Advanced Considerations

While the vertical line test is sufficient for most basic cases, understanding the mathematical rigor behind the definition of a function is crucial for advanced topics.

Formal Definition of a Function

Formally, a function f from a set A to a set B is a rule that assigns to each element x in A a unique element f(x) in B.

• A is the domain of f.
• B is the codomain of f.
• The range of f is the set of all f(x) for x in A.

Implications for Graphing

This definition implies that for any x in the domain, there can be only one corresponding y value (which is f(x)). This is precisely what the vertical line test checks for.
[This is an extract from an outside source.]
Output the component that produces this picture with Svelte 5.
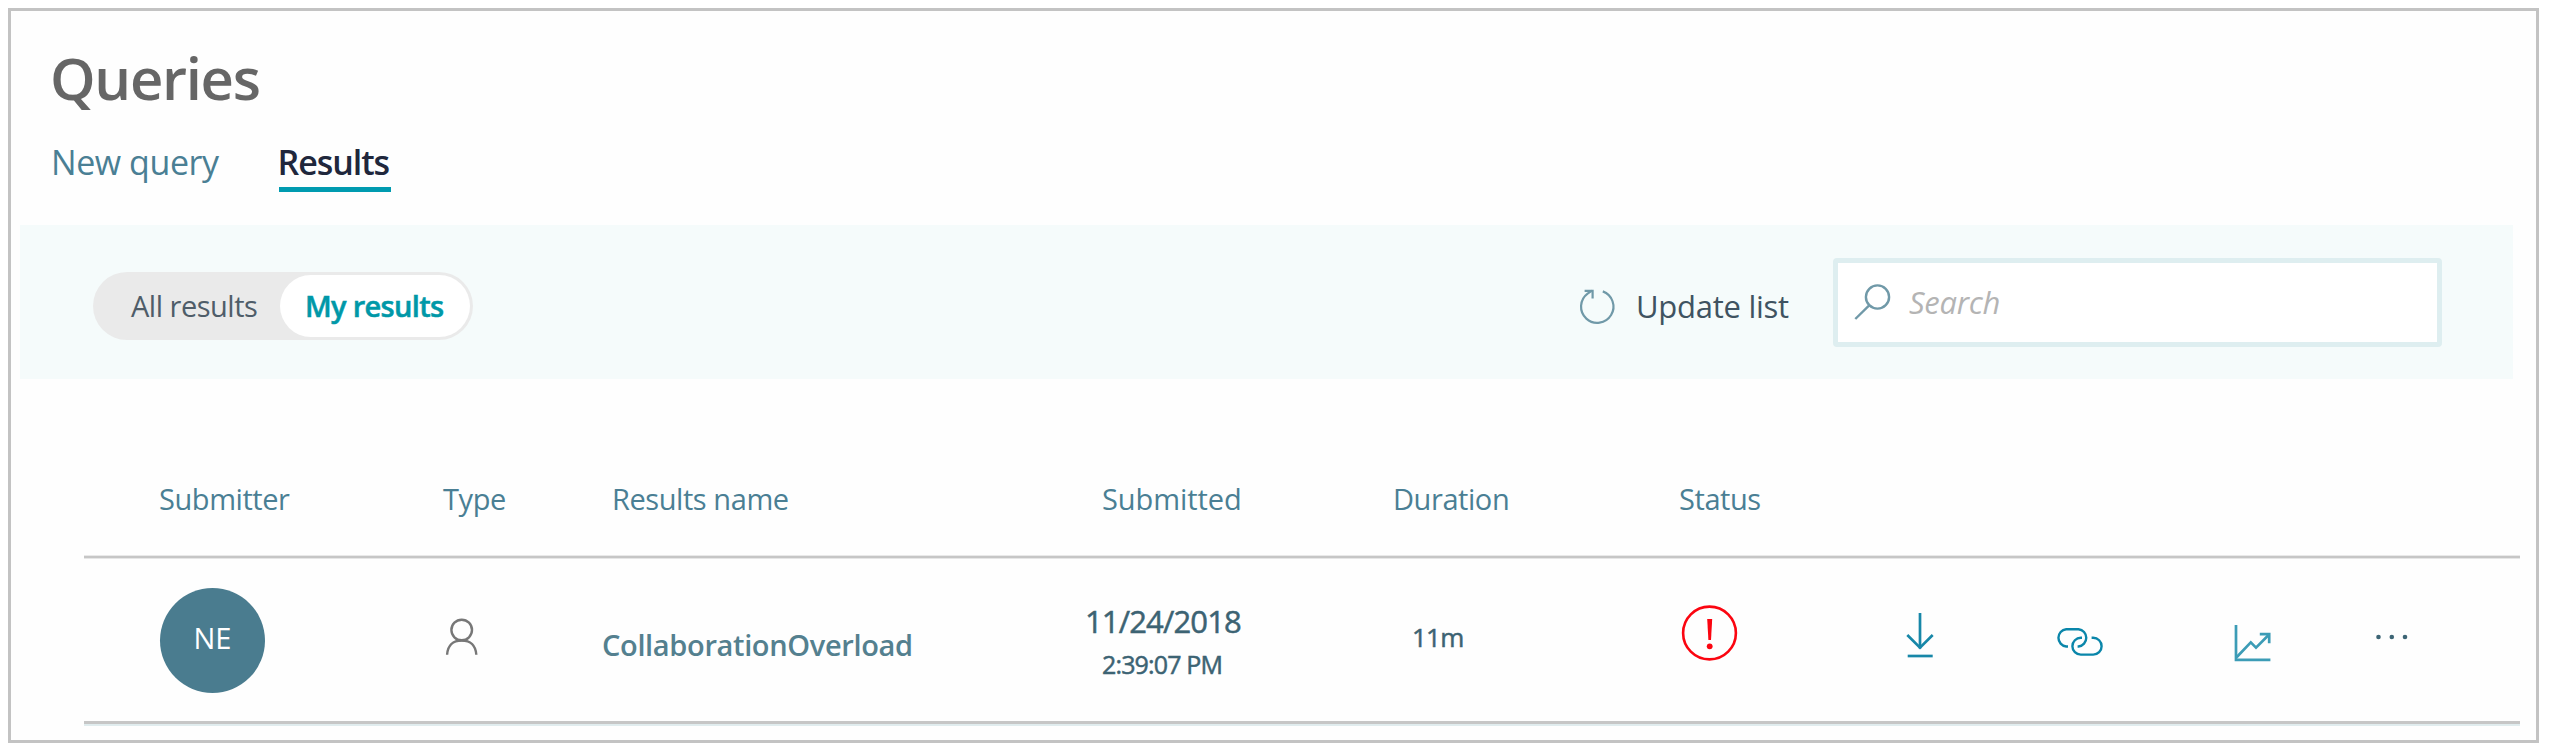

Functions of Multiple Variables

The concept of a function extends to multiple variables. For example, z = f(x, y) is a function of two variables. In this case, the "graph" would be a surface in three-dimensional space. Determining if such a "graph" represents a function would require an analogous test using a line parallel to the z-axis.

Practice Problems

To solidify your understanding, try these practice problems:

1. Does the graph of y = |x| represent a function?
2. Does the graph of x = y² represent a function?
3. Does the graph of a semi-circle represent a function?
4. Consider a graph consisting of two points: (1, 2) and (1, 3). Does this graph represent a function?
5. Consider a graph consisting of two points: (2, 1) and (3, 1). Does this graph represent a function?

Answers:

1. Yes
2. No
3. Yes, if it's a semi-circle where y is always positive or always negative. No, if it's a complete circle.
4. No
5. Yes

Conclusion

Determining whether a graph represents a function is a fundamental skill in mathematics. The vertical line test provides a simple and effective method for making this determination. By understanding the underlying principle of the function definition – that each input must have a unique output – you can confidently apply the vertical line test and avoid common mistakes. Practice with various examples, including special cases and tricky scenarios, will further strengthen your understanding. Mastering this concept is essential for success in more advanced mathematical studies.